======== DATA FOR THIS TASK ========
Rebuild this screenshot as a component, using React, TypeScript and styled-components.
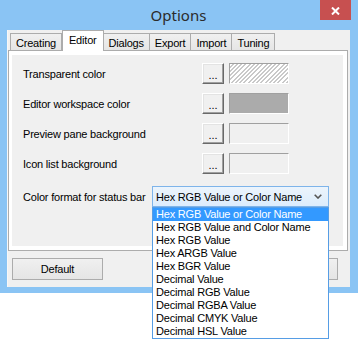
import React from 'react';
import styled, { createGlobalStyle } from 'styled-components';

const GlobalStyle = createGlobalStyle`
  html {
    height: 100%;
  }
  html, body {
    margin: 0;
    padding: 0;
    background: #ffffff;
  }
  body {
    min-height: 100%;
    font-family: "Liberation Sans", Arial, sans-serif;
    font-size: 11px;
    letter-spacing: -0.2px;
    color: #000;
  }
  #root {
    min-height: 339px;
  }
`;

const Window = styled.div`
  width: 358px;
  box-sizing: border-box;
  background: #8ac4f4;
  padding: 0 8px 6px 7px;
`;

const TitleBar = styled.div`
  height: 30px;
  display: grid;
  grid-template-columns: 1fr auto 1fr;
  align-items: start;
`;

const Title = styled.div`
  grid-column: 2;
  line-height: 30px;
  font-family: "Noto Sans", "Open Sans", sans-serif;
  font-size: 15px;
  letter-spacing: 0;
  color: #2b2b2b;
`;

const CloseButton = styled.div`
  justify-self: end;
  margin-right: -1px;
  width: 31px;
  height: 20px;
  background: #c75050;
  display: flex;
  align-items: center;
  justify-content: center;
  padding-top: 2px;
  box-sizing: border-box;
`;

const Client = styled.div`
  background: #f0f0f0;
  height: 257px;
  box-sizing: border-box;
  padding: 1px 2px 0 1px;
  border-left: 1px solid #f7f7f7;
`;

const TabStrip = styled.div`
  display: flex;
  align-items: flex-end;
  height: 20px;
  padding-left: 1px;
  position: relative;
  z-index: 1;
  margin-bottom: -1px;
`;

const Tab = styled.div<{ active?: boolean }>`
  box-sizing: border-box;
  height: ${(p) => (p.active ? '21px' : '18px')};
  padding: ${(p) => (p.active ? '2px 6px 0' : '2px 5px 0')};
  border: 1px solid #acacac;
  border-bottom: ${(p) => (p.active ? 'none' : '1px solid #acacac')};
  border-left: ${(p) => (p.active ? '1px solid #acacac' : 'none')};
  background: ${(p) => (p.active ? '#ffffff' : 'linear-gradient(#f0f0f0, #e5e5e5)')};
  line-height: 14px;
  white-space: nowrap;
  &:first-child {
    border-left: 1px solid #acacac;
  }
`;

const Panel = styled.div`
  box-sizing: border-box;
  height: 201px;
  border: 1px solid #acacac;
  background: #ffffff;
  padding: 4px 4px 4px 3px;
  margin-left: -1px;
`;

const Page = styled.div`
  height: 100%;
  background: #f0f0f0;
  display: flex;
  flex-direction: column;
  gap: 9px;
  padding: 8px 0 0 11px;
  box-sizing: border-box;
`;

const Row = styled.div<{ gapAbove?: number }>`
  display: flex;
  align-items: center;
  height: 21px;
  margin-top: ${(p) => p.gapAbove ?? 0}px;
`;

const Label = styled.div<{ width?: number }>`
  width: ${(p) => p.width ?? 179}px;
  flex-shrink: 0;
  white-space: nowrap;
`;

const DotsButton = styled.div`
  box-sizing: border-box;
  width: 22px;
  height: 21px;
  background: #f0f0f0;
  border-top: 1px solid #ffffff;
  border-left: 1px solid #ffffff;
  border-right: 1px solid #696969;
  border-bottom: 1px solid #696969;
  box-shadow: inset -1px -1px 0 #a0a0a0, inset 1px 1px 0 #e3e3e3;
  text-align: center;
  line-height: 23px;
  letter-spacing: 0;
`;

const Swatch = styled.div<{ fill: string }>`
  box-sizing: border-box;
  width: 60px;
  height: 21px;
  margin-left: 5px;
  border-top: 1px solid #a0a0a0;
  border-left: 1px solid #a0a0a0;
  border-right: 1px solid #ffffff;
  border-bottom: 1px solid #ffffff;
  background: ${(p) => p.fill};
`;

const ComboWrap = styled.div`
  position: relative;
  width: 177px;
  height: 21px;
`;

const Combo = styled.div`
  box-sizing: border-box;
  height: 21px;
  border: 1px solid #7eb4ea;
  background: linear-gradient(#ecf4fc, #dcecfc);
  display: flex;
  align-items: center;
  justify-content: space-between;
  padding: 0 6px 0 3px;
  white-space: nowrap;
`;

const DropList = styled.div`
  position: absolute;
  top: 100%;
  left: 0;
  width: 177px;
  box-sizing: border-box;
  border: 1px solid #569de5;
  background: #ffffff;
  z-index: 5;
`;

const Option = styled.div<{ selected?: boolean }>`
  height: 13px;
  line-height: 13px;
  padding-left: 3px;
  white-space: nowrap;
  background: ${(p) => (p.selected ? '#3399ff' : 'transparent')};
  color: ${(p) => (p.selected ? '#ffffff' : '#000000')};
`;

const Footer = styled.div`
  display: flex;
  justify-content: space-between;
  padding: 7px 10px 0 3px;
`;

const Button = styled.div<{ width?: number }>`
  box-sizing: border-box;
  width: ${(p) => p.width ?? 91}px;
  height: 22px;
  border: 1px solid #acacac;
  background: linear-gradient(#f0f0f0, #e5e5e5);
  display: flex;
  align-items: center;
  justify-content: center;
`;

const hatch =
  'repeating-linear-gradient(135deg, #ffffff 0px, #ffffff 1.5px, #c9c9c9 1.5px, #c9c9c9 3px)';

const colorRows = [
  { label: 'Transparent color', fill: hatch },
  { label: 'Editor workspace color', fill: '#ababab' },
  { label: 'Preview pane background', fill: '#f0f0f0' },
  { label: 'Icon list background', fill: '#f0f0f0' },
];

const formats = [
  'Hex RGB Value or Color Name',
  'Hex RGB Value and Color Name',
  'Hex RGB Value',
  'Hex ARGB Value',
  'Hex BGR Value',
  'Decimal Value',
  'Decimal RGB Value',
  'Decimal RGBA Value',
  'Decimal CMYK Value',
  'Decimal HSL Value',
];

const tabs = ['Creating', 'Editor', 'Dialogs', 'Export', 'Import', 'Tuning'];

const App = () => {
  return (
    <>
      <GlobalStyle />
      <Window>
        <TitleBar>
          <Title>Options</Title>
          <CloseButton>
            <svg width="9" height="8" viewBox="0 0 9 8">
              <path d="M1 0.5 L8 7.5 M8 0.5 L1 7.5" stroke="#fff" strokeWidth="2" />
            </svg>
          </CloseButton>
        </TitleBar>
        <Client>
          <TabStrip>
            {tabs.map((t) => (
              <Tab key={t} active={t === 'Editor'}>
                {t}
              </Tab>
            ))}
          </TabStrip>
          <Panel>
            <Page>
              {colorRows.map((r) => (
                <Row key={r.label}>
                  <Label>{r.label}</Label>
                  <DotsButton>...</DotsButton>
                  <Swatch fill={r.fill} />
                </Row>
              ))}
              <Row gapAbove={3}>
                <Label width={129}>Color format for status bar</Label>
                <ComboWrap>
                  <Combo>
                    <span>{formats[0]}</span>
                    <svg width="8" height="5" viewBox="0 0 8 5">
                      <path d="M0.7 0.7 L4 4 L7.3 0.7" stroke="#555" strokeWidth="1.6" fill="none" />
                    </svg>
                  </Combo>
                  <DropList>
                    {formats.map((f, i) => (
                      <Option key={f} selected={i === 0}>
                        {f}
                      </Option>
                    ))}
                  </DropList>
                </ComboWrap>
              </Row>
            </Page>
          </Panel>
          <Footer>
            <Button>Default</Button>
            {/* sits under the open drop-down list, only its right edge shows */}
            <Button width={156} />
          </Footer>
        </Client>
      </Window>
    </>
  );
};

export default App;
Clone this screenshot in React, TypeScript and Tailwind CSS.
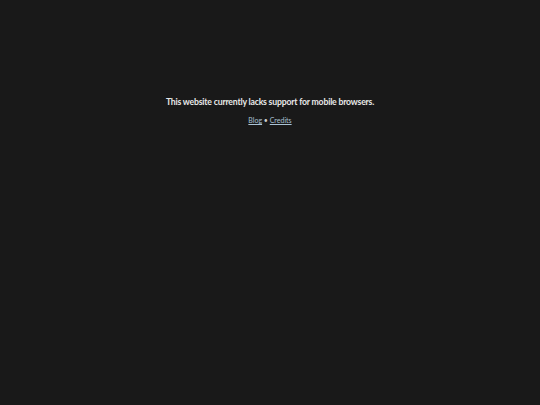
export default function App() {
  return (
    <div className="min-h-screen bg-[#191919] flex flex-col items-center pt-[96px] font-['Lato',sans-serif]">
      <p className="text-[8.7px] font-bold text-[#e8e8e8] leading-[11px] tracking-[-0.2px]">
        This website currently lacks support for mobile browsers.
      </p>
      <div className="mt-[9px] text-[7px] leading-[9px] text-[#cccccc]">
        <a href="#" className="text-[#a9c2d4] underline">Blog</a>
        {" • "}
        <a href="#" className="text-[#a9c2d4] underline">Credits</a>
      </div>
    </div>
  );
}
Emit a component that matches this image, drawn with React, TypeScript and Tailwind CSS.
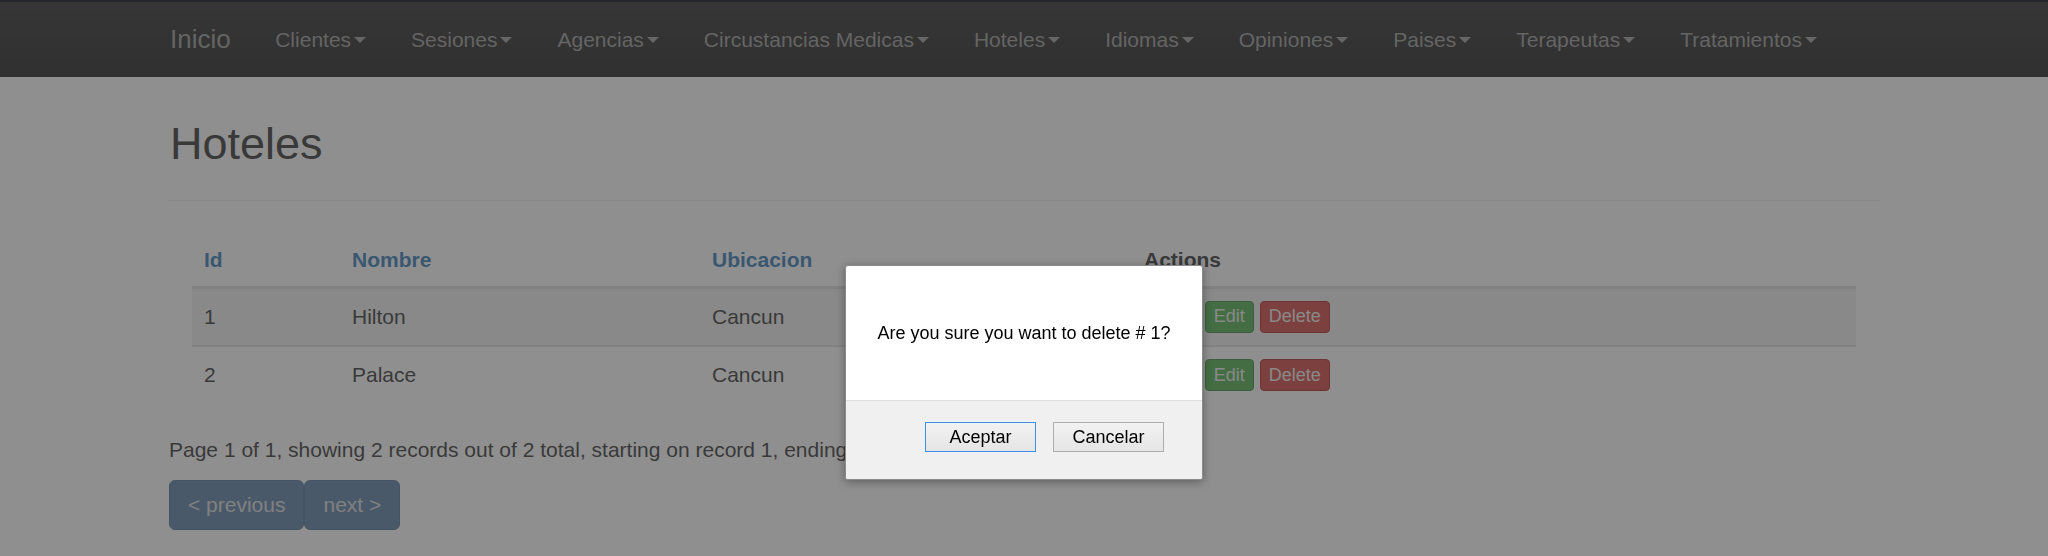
========
THE TASK — Gather, from the listing above, every line carrying the word "React".

EXPECTED OUTPUT —
Rebuild this screenshot as a component, using React, TypeScript and styled-components.
import React from 'react';
Clone this screenshot in React, TypeScript and Tailwind CSS.
Emit a component that matches this image, drawn with React, TypeScript and Tailwind CSS.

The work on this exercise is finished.